Non-discriminatory measures of general application which governments normally take for the purposes of regulating economic or social activity are exempted from the above protections. These include reasonable measures to protect "citizens' morals" or maintain public interest and anything necessary for national security.

Penalties

Under the MIL, as with the FIL, the MIC can apply a number of penalties against an investor who violates any of the rules, regulations or conditions of an MIC Permit or MIC Endorsement, including:

  • Censure
  • Temporary suspension of business
  • Temporary suspension of tax exemption and reliefs
  • Revocation of the Permit or Endorsement
  • Blacklisting

The MIL retains the criminal sanctions of the FIL relating to dishonestly submitting false information or concealment of any information when submitting any proposal, accounts, evidence of contracts, financial information and evidence of employment to the MIC, the relevant Ministry, or any government body or organization. However, a new criminal sanction has been added in the MIL for failure to comply with any provision of the MIL or violating any of the prohibitions against investment (e.g. bringing hazardous waste into Myanmar, affecting culture, affecting public health etc.)

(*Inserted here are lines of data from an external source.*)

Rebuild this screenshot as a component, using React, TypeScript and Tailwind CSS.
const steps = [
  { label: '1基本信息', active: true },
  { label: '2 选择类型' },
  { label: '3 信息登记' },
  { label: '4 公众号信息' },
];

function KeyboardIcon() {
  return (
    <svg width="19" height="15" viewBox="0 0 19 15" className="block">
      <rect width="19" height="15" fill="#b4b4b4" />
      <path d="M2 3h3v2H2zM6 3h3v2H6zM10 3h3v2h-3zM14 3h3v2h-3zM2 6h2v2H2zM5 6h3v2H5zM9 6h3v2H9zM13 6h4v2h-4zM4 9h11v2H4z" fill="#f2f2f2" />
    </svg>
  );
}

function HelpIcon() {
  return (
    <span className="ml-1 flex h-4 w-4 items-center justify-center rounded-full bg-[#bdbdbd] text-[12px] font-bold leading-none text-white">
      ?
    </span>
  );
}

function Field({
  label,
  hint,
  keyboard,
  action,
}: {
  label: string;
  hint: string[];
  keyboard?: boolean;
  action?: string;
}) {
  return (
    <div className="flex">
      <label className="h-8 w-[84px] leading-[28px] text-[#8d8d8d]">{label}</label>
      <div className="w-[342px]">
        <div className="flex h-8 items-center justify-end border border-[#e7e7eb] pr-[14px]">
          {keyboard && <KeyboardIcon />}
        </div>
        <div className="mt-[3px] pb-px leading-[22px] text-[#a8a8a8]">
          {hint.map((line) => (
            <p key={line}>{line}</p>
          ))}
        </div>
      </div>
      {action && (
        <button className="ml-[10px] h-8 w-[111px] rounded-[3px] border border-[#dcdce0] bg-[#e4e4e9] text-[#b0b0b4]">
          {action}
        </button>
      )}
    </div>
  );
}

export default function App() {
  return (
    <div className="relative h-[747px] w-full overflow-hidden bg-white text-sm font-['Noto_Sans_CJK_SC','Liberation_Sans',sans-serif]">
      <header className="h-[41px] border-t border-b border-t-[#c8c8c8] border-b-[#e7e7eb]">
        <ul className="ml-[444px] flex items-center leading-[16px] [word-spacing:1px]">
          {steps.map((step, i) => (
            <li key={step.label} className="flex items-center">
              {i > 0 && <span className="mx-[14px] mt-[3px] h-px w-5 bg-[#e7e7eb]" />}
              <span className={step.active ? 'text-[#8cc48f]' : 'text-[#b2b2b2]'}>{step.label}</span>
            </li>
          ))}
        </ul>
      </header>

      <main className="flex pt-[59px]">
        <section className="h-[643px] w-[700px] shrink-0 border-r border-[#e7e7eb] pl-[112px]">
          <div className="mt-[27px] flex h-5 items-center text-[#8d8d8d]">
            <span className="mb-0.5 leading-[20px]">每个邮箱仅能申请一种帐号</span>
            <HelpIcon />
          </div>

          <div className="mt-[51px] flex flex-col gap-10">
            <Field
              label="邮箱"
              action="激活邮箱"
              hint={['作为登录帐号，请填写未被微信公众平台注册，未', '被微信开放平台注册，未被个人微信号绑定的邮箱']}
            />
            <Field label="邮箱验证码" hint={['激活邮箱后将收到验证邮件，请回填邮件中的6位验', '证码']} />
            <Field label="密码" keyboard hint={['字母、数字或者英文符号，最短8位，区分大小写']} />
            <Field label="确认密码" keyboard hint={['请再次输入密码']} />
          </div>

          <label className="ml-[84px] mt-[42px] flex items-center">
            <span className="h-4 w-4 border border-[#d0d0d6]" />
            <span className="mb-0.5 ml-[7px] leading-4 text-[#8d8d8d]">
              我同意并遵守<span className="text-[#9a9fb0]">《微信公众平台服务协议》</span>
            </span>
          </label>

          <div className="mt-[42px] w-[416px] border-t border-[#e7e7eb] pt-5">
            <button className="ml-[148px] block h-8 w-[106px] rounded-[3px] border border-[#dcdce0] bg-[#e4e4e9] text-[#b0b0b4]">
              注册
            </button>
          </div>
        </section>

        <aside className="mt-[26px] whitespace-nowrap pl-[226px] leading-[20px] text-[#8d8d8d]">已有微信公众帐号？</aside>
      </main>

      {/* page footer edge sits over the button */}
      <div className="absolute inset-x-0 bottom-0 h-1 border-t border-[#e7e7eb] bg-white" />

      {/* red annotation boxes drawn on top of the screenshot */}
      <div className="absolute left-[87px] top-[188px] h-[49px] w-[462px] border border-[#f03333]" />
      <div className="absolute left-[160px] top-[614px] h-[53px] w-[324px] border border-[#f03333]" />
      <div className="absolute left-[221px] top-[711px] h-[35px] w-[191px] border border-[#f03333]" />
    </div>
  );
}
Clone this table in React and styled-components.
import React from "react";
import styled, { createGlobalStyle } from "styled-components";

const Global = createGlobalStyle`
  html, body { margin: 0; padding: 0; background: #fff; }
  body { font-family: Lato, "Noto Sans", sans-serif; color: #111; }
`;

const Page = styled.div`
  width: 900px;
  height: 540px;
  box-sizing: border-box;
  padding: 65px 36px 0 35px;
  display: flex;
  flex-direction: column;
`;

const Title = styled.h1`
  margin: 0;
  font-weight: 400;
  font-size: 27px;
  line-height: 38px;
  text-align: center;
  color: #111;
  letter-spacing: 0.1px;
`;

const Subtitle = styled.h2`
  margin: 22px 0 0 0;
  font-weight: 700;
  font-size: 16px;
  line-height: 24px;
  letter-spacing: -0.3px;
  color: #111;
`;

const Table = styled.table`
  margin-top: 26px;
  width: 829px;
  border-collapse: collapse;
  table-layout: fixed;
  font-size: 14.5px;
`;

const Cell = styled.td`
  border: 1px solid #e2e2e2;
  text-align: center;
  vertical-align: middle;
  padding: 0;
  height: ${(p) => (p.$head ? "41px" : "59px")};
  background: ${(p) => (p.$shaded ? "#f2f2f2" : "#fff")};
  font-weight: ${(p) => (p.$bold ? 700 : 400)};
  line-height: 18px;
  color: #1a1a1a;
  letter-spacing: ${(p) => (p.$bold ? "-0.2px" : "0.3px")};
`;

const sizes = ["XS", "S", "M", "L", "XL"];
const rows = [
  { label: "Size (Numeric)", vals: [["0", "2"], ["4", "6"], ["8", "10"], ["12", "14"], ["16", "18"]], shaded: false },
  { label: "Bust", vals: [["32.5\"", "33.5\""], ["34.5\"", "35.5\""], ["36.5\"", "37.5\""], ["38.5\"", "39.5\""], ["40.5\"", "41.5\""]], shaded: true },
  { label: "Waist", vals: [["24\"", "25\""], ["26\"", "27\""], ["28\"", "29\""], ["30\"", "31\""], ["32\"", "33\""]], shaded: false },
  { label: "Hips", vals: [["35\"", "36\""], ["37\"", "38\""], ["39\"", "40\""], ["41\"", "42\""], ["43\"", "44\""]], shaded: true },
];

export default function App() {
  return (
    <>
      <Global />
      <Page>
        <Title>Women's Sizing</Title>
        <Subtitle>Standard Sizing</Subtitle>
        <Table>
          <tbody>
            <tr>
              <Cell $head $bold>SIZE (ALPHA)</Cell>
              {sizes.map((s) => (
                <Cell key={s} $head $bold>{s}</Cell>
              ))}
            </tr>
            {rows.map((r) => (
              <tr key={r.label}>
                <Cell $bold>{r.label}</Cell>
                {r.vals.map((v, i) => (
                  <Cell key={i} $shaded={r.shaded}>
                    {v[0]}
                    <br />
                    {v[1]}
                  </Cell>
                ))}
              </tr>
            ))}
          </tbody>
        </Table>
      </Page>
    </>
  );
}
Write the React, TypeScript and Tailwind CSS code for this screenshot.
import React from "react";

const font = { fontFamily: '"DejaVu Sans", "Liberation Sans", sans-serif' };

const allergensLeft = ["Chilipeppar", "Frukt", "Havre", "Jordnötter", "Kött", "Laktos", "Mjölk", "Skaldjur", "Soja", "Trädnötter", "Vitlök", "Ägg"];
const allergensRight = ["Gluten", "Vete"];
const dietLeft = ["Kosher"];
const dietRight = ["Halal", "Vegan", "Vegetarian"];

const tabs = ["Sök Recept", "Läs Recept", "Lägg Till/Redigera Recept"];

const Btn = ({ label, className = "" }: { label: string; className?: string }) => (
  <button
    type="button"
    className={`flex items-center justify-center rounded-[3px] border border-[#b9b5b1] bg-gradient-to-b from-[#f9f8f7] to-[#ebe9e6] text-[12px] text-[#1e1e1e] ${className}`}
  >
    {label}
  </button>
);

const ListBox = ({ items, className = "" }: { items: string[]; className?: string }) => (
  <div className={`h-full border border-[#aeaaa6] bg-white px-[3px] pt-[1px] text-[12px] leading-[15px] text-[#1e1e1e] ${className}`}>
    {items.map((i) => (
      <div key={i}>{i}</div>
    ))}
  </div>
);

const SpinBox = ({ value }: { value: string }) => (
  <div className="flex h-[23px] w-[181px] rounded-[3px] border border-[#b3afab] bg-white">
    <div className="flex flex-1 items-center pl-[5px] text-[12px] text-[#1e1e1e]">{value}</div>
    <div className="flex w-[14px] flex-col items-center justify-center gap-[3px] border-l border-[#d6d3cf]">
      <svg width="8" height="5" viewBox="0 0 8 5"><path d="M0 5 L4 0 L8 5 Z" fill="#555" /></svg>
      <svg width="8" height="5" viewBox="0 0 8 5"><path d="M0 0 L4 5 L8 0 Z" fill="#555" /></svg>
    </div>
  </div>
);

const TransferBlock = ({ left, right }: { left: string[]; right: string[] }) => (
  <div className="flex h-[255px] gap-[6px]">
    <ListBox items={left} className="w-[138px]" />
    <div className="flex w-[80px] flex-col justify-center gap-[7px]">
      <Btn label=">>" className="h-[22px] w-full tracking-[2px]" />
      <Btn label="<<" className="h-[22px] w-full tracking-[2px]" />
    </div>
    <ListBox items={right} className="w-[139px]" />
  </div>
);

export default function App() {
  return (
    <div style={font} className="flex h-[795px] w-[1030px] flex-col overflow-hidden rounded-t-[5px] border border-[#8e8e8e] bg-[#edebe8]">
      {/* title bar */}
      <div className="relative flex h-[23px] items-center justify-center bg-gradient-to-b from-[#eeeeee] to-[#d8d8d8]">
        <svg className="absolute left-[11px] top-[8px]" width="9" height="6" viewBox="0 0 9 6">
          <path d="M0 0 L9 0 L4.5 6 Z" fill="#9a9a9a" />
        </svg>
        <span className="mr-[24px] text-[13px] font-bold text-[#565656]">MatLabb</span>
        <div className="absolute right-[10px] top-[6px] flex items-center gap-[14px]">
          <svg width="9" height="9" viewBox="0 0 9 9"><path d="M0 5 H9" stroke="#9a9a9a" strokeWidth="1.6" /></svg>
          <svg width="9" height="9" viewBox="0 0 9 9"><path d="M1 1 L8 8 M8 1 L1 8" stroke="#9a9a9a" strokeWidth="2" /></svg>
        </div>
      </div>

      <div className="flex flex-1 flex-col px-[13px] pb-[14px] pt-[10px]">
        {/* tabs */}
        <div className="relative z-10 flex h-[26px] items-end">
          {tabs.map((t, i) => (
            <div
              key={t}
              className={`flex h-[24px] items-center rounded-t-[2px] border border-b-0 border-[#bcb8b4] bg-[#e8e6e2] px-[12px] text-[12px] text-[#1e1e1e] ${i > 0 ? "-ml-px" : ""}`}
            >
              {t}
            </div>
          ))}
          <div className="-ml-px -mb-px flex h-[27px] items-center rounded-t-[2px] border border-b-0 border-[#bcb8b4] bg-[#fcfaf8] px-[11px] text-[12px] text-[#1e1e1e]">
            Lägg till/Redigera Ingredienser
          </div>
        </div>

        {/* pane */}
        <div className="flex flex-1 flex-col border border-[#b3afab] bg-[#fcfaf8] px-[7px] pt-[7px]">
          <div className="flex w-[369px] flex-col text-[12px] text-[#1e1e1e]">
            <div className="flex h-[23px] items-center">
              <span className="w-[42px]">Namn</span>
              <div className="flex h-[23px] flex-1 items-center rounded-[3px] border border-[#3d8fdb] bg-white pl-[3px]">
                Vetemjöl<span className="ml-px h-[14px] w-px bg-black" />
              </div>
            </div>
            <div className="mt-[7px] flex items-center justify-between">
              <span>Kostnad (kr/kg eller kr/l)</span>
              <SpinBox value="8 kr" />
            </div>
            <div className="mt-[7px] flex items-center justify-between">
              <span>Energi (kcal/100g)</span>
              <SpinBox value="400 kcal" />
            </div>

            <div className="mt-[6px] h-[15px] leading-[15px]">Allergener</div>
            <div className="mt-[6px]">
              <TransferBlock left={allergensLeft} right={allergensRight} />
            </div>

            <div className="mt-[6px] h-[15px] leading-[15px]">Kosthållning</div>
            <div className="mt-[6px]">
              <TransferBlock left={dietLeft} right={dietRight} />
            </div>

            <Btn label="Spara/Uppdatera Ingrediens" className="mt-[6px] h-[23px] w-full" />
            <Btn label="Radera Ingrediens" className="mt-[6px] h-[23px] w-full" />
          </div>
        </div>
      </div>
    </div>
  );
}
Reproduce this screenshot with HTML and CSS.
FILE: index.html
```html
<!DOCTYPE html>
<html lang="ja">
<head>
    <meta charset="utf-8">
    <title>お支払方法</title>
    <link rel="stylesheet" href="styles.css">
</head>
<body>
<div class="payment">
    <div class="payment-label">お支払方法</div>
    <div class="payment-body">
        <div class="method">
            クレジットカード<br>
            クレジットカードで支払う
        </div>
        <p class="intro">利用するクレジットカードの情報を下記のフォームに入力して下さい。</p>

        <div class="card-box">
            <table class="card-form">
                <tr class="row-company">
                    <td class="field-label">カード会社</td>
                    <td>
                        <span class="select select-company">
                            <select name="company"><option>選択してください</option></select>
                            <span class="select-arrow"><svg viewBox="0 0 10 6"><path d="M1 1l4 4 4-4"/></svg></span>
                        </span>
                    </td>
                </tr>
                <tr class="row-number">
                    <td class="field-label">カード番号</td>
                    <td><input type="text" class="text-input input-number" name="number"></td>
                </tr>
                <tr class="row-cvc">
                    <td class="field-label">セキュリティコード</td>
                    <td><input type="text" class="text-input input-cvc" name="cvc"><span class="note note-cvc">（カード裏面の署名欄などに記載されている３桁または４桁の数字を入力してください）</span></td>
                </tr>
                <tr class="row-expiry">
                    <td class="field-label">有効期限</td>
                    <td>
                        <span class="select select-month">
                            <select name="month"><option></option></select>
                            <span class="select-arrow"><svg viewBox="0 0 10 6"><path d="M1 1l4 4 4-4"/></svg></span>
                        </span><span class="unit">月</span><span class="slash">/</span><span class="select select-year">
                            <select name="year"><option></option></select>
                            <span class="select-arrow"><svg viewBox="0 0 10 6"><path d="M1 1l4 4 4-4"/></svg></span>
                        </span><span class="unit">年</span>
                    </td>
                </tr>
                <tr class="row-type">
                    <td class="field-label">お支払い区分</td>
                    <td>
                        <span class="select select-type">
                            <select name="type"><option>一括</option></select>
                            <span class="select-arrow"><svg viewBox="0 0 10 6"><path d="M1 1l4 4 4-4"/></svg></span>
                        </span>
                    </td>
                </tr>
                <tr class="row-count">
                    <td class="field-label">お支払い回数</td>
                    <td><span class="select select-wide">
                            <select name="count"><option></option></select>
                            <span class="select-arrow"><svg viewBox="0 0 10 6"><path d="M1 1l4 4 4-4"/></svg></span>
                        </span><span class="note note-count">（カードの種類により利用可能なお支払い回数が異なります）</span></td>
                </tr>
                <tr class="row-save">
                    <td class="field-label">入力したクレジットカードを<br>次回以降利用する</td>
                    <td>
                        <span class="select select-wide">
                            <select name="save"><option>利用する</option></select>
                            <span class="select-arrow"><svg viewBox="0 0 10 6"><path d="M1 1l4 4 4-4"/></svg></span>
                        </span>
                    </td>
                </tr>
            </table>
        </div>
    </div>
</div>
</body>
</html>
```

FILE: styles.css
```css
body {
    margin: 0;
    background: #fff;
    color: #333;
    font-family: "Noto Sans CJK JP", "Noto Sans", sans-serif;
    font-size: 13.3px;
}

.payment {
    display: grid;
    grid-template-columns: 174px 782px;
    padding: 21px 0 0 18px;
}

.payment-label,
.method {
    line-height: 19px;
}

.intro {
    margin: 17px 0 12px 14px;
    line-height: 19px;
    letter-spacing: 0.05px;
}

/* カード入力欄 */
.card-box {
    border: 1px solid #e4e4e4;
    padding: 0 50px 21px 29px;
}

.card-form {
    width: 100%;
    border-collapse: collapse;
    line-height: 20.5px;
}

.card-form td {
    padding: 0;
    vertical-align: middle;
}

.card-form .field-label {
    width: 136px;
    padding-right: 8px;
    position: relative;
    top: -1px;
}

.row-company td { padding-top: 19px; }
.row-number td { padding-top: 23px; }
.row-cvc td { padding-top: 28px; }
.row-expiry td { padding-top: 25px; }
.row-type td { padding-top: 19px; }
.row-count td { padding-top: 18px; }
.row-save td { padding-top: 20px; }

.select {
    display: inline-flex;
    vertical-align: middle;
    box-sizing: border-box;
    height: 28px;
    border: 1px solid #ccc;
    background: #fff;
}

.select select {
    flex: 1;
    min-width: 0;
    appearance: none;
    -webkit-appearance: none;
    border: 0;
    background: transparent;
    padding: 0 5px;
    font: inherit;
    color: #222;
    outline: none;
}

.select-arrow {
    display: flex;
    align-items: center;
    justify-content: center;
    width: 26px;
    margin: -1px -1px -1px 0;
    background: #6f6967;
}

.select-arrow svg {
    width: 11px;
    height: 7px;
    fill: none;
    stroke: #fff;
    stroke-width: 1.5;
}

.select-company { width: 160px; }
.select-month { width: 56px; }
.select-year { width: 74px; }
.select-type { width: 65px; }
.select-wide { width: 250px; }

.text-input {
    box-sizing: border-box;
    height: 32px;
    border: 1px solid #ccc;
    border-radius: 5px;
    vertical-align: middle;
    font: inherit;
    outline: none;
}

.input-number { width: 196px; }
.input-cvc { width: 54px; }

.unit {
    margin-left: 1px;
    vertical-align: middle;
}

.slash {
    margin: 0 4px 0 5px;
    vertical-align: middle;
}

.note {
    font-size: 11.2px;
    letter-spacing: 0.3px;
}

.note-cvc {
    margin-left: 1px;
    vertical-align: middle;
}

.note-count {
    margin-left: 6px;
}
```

Without further guidance, it is not yet clear how this new provision will be implemented in practice, so investors should continue to be careful to comply with obligations and undertakings under MIC approvals and applications.

Previously granted MIC permits

Under the MIL, investment approvals granted under the Foreign Investment Law 1988 or the FIL will continue to be effective until the expiration of the permit.

Current or new applications will be dealt with under the MIL as soon as the implementing regulations are issued.